TODAY WAS A SAD DAY FOR ME.
not that anything saddening things actually happen, i just arent happy.
i kept reflecting, kept thinking on the to tuition.
suddenly i've got this grudge all over again.
then during my music lessons i felt so inferior cus i could not play as well as my friend.
GRUDGE.
i dont understand why people always have to blame me.
blame me for everything BAD i've done.
then neglect all the good things that i did for them or whatsoever.
i feel so stupid sometimes, feel so being used.
today i recieved a message that ask me to help the person do something. i UNWILLINGLY agreed.
WHATEVER.
then when i left for tuition i started thinking. why cant she do it? why must it be me?
why must she ask me to do when she can do herself? why didnt she give a explanation.

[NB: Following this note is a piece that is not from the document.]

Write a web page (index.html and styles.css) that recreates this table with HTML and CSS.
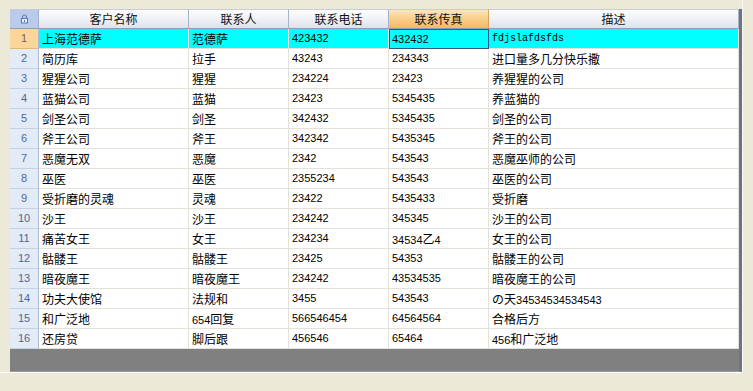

okay maybe i shouldn't dwell with it, she did give her reason, in a way which is kinda reasonable.
forget about.
then i continue thinking about why was she always blaming me, LAST TIME.
she blame me for not being able to lead. but whatever she does, its simply preventing me from leading.
what i'm tryingto say is that, when i was not around. whatever the teacher says, its not made known to me.
then when i heard it from other juniors and i ask, she will simply put it in a way which is MY FAULT.
for example--> why didnt you ask me? i forgot marh.
isnt that, great?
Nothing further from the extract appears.